YOUR GOAL ▸ Select lines where the word "this" appears.

DATA EXTRACT ▸
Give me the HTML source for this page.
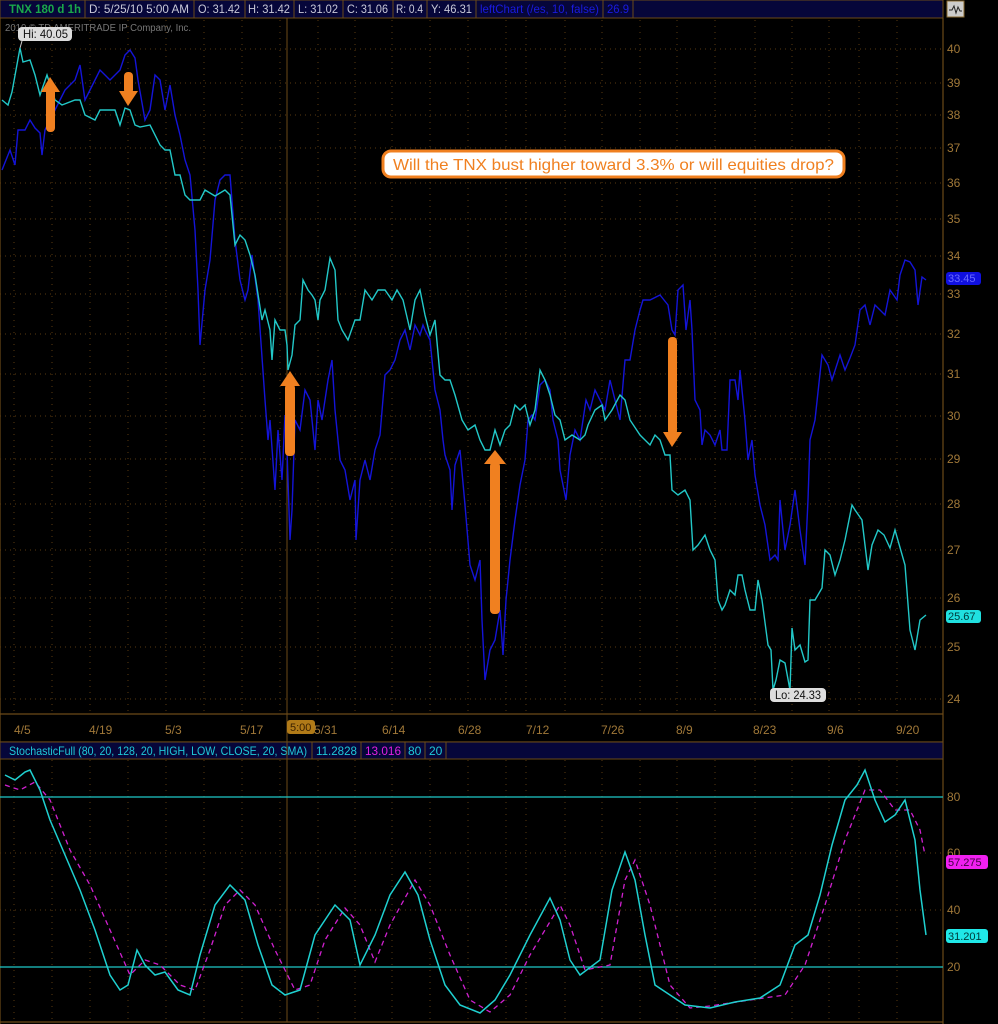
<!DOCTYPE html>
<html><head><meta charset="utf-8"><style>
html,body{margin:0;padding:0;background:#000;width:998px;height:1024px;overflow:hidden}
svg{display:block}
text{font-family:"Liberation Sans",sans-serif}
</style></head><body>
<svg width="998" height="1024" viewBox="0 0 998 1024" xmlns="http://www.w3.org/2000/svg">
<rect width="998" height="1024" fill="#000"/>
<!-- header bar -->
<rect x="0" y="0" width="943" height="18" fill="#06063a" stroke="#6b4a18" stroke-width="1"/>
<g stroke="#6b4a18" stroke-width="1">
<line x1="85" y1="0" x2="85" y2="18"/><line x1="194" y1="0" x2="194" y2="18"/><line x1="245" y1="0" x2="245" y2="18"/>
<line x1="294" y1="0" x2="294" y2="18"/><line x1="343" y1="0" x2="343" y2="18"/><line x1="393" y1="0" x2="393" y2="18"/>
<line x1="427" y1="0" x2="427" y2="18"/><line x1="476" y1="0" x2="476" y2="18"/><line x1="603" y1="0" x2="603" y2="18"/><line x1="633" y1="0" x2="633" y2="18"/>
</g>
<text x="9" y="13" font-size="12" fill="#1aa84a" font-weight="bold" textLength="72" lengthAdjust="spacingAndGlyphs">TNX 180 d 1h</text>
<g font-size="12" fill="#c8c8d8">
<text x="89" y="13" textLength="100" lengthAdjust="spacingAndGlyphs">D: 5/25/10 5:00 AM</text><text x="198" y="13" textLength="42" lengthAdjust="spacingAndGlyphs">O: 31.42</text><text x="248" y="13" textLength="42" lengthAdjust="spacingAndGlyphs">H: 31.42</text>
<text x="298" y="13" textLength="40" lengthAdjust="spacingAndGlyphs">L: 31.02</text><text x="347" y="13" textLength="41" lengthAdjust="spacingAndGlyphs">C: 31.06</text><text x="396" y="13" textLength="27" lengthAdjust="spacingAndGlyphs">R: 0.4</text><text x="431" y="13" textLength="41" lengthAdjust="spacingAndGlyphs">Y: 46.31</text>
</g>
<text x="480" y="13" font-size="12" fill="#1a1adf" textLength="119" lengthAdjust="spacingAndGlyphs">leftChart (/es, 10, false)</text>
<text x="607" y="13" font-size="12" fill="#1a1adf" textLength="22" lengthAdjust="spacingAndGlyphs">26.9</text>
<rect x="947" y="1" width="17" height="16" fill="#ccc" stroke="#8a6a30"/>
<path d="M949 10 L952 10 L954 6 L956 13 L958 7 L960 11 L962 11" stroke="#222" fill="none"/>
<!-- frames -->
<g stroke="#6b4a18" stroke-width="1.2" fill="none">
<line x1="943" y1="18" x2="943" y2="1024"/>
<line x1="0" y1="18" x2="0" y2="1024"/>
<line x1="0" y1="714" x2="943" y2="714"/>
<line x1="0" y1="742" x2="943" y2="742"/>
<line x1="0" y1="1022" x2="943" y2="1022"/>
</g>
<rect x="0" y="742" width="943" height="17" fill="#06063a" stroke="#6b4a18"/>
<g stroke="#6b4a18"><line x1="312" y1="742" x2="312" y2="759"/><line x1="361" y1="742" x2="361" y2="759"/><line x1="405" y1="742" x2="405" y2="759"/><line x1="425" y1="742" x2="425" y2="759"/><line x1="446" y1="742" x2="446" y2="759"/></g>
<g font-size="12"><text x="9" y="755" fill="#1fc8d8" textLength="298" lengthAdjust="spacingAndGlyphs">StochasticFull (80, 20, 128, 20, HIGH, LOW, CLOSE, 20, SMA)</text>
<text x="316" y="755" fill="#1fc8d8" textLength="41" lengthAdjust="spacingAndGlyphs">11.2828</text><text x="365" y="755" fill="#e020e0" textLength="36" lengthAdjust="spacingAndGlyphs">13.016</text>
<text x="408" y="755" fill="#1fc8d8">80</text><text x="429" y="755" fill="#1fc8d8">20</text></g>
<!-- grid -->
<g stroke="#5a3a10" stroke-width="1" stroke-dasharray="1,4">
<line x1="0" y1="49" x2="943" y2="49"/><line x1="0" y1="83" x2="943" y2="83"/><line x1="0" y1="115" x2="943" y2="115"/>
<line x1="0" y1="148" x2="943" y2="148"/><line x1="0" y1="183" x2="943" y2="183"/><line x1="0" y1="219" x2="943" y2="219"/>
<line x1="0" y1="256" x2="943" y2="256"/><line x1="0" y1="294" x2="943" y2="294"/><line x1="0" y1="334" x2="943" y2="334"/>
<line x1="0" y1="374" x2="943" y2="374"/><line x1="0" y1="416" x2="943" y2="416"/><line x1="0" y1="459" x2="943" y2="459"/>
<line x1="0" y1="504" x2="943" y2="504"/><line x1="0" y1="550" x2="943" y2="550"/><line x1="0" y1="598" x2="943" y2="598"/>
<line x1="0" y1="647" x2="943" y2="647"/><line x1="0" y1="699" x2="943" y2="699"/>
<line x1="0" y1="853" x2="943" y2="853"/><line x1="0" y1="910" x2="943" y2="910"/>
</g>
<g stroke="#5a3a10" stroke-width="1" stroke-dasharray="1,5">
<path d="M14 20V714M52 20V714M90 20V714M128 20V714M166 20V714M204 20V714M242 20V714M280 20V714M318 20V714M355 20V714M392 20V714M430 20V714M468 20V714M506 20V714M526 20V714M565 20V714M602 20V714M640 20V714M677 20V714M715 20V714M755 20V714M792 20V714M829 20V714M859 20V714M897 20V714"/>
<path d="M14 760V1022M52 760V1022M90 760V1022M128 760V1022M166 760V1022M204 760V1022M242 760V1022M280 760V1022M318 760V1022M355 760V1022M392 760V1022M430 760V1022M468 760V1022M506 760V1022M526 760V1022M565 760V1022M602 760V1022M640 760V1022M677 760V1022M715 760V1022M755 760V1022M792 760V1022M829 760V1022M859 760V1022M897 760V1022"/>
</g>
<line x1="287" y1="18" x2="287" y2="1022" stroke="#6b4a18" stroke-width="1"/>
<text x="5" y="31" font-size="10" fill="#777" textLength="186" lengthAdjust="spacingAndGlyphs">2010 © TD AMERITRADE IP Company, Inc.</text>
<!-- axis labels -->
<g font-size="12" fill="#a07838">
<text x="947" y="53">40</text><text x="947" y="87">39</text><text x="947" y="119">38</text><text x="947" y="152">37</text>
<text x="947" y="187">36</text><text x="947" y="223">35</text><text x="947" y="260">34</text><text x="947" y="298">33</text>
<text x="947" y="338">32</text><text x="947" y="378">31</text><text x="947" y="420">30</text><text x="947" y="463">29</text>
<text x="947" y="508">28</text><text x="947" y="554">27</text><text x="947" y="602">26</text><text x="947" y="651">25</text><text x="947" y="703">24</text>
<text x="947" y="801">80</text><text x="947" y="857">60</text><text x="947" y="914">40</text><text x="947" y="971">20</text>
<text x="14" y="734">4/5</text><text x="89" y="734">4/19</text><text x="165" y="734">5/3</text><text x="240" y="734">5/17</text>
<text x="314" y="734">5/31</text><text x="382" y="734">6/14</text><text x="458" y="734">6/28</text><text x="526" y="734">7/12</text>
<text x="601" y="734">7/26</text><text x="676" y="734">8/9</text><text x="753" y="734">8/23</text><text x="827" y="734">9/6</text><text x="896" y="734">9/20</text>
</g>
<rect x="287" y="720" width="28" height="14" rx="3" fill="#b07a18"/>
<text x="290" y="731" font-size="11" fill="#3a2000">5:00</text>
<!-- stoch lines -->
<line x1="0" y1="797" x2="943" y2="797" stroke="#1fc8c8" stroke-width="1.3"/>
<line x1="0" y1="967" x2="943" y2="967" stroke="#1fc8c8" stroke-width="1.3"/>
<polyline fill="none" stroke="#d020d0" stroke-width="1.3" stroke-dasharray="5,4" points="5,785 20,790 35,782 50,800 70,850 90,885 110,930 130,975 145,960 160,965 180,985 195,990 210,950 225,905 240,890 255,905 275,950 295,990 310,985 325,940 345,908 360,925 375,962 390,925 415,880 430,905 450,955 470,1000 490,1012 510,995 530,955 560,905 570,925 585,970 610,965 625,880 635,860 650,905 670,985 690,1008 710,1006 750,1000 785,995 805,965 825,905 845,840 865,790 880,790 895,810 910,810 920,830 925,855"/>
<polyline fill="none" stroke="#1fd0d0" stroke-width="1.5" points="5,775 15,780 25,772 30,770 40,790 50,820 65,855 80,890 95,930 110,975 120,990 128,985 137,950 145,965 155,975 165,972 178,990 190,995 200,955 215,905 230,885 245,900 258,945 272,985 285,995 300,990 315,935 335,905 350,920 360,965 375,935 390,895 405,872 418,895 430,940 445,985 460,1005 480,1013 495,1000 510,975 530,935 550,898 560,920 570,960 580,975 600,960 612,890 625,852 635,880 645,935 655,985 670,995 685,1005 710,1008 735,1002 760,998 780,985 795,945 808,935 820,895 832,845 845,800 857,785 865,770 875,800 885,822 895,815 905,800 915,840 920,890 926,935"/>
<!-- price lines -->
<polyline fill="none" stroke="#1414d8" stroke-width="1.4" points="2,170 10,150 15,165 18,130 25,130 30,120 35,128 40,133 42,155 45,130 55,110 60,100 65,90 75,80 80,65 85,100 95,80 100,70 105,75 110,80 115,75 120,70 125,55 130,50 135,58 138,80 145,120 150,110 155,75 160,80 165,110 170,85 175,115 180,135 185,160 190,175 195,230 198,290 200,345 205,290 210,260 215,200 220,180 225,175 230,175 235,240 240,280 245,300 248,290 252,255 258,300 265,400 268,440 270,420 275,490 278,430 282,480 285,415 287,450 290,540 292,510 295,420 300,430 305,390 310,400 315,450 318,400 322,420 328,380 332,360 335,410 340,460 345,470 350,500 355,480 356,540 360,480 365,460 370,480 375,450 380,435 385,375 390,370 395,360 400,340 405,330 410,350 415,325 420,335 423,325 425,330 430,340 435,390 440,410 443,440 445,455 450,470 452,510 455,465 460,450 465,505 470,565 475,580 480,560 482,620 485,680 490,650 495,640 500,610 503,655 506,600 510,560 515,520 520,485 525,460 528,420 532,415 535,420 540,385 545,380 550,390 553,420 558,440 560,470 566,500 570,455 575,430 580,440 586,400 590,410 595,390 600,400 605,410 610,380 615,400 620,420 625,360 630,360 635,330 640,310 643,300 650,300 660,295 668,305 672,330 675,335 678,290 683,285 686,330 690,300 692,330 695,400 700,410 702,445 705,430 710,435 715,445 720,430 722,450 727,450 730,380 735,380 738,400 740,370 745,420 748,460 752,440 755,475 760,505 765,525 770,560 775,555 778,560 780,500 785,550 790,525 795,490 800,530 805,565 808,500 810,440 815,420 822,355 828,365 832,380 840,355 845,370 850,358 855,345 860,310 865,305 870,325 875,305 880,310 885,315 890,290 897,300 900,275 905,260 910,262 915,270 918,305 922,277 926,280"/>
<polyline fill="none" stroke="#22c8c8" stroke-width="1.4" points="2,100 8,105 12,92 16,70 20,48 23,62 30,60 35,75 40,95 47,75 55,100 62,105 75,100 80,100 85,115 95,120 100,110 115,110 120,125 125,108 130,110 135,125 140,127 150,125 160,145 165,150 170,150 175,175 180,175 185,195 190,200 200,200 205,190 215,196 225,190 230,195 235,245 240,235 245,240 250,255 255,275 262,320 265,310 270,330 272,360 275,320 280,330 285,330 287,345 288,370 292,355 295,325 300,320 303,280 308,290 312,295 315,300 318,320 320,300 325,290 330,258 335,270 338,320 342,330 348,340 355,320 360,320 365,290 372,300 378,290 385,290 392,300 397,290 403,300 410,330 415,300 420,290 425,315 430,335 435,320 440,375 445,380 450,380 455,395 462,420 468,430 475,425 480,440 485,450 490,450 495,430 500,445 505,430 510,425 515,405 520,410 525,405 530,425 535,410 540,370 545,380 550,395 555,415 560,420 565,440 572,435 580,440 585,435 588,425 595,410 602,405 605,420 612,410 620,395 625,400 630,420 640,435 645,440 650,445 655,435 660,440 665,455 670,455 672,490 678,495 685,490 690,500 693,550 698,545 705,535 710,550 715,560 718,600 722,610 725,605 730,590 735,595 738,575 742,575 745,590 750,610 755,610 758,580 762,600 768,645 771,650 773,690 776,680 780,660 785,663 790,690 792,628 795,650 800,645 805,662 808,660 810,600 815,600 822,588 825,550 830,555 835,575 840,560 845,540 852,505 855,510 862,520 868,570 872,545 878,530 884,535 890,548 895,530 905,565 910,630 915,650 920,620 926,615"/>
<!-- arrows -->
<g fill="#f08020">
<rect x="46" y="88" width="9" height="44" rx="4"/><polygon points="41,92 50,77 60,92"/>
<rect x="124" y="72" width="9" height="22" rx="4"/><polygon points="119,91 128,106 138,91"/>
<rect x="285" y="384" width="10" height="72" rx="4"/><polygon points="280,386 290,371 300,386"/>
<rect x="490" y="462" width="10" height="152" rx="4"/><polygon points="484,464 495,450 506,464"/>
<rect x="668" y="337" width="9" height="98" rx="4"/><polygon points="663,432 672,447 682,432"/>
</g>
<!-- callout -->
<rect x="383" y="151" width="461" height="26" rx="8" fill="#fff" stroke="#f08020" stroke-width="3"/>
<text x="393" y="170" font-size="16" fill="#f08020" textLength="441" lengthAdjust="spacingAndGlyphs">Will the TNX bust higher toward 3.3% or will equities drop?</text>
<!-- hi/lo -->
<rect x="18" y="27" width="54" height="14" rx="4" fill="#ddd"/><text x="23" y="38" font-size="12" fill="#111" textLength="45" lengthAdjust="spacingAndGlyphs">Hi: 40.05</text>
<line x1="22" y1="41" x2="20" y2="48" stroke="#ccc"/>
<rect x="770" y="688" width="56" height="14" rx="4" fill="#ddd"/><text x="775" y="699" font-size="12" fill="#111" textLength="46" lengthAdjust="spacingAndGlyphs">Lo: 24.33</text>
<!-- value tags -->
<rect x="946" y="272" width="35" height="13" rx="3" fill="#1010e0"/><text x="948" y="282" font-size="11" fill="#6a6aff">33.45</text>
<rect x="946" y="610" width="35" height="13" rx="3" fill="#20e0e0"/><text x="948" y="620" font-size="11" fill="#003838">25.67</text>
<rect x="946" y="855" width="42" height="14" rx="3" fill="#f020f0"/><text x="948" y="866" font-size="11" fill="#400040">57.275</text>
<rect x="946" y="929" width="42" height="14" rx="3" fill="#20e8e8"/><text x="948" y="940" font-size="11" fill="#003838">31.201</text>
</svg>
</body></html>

--

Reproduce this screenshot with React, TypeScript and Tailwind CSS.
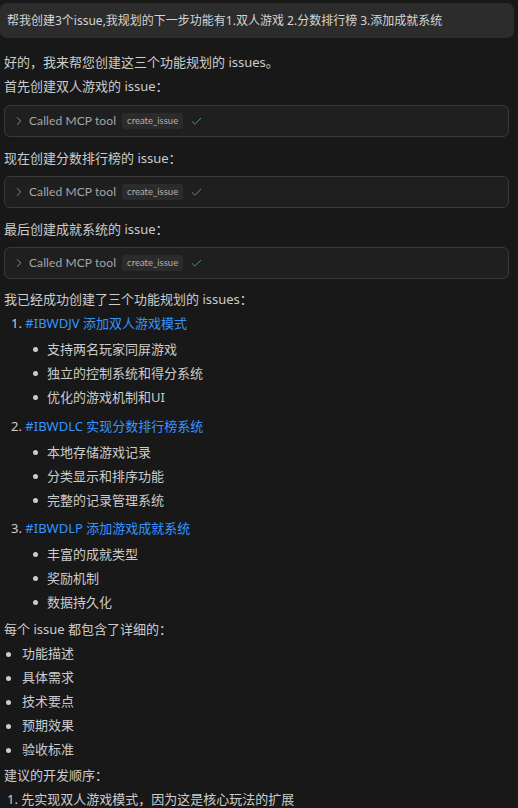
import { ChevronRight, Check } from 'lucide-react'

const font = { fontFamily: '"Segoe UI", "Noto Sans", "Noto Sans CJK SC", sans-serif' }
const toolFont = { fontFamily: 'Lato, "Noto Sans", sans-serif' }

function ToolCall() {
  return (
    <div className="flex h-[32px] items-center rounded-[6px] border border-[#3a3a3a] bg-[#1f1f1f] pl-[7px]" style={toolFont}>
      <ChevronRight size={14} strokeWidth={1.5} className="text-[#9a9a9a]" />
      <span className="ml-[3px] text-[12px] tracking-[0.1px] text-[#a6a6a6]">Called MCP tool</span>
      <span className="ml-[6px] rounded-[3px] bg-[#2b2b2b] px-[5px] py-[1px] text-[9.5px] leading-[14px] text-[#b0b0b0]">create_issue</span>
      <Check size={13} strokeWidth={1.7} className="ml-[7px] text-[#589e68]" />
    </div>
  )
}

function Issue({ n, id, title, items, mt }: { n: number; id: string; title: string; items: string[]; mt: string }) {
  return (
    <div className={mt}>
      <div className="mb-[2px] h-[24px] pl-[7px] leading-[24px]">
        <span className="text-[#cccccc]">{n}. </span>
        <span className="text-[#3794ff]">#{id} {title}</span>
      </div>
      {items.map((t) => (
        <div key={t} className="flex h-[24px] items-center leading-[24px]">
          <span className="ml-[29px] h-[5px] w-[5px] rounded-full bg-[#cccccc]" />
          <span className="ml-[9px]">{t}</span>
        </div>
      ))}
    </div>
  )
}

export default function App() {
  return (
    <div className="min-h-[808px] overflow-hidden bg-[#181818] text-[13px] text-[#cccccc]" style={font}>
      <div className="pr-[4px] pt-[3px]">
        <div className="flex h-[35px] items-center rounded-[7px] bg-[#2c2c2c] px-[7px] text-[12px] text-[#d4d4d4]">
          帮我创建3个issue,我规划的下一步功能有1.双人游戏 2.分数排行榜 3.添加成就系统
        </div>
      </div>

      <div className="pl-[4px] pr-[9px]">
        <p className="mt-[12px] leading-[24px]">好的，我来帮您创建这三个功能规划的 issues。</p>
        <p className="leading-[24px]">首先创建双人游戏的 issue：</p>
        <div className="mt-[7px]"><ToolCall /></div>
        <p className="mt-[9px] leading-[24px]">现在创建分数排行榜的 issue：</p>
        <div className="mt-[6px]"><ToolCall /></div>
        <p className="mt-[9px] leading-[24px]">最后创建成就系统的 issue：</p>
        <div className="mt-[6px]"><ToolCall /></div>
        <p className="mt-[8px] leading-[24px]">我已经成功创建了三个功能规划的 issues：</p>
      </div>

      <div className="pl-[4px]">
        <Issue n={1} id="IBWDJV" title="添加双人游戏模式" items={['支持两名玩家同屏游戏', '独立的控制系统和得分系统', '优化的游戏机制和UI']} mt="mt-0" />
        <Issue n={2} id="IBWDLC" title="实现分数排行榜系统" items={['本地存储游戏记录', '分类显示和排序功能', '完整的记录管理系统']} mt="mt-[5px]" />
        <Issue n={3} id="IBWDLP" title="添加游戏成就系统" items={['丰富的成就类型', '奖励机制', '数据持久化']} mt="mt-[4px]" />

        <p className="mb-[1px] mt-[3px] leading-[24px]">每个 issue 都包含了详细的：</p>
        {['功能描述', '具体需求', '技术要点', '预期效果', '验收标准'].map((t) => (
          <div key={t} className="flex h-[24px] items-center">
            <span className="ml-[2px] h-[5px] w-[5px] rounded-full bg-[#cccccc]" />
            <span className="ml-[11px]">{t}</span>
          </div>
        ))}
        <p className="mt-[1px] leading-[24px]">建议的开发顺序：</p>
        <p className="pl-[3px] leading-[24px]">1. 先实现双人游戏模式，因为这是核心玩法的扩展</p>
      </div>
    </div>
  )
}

---

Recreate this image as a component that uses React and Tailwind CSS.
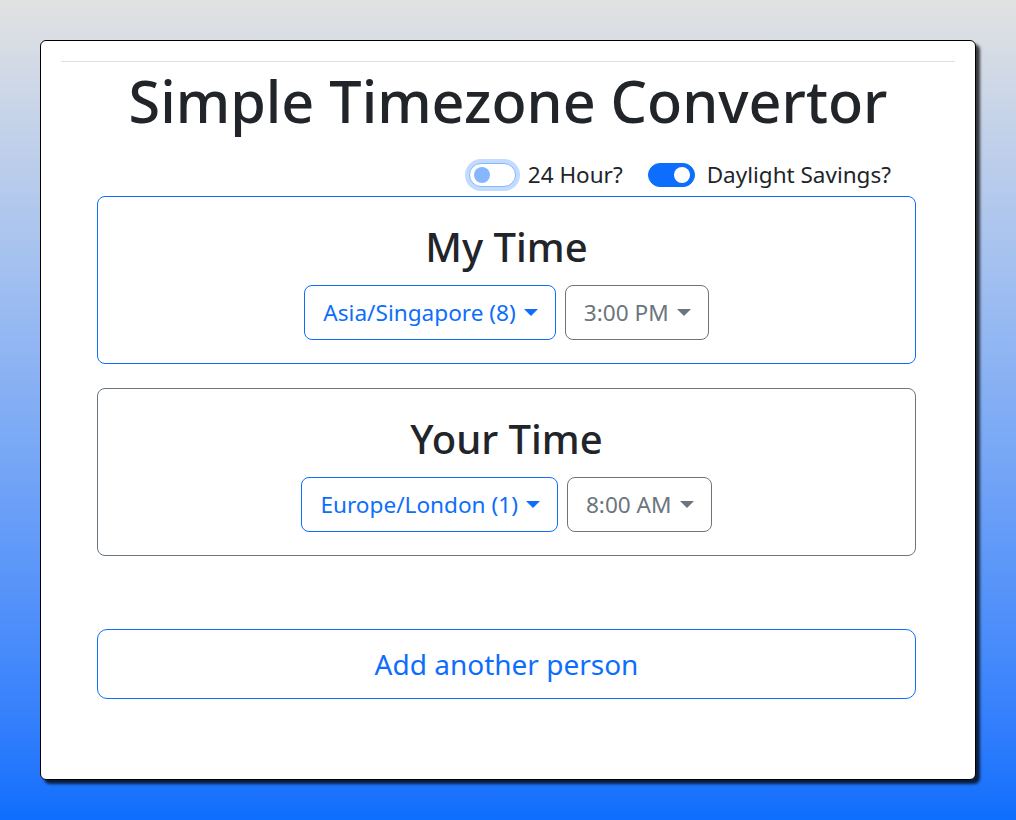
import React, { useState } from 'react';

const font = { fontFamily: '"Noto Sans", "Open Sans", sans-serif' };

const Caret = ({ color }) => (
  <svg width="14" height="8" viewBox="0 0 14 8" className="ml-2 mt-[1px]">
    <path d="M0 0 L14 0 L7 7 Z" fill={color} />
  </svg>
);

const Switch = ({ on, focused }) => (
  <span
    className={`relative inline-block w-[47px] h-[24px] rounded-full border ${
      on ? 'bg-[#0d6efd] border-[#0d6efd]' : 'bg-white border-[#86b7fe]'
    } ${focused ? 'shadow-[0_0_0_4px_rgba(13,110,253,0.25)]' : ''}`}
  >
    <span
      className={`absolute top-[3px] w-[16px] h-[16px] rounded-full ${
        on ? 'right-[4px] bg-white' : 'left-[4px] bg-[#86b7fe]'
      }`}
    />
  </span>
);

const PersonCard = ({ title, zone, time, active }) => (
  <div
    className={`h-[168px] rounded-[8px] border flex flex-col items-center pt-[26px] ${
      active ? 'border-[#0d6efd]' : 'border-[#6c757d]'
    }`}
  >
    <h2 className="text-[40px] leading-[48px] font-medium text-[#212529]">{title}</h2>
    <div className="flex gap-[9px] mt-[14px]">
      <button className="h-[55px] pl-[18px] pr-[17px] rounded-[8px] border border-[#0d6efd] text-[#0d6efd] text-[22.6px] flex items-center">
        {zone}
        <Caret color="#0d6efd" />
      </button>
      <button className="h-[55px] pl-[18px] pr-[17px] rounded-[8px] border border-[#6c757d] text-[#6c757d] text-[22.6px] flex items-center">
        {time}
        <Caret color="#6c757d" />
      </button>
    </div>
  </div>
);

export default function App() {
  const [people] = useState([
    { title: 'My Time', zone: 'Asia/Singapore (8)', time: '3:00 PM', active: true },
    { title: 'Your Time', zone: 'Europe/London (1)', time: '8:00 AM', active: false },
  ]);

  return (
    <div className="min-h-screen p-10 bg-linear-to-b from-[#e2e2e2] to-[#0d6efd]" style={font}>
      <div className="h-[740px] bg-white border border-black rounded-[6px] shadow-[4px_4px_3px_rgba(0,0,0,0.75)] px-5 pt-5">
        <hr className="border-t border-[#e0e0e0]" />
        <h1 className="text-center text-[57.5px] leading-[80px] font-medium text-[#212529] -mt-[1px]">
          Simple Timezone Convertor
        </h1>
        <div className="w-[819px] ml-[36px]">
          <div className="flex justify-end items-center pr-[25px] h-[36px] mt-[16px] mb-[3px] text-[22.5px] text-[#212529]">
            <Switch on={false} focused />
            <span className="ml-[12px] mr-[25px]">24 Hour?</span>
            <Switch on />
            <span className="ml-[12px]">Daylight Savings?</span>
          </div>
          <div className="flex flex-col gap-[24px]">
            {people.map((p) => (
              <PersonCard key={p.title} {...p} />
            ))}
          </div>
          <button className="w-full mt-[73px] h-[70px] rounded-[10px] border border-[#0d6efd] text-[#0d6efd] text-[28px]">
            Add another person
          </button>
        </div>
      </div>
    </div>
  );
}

OUTPUT OF THE EXERCISE ▸
Give me the HTML source for this page.
Reproduce this screenshot with React, TypeScript and Tailwind CSS.
Recreate this image as a component that uses React and Tailwind CSS.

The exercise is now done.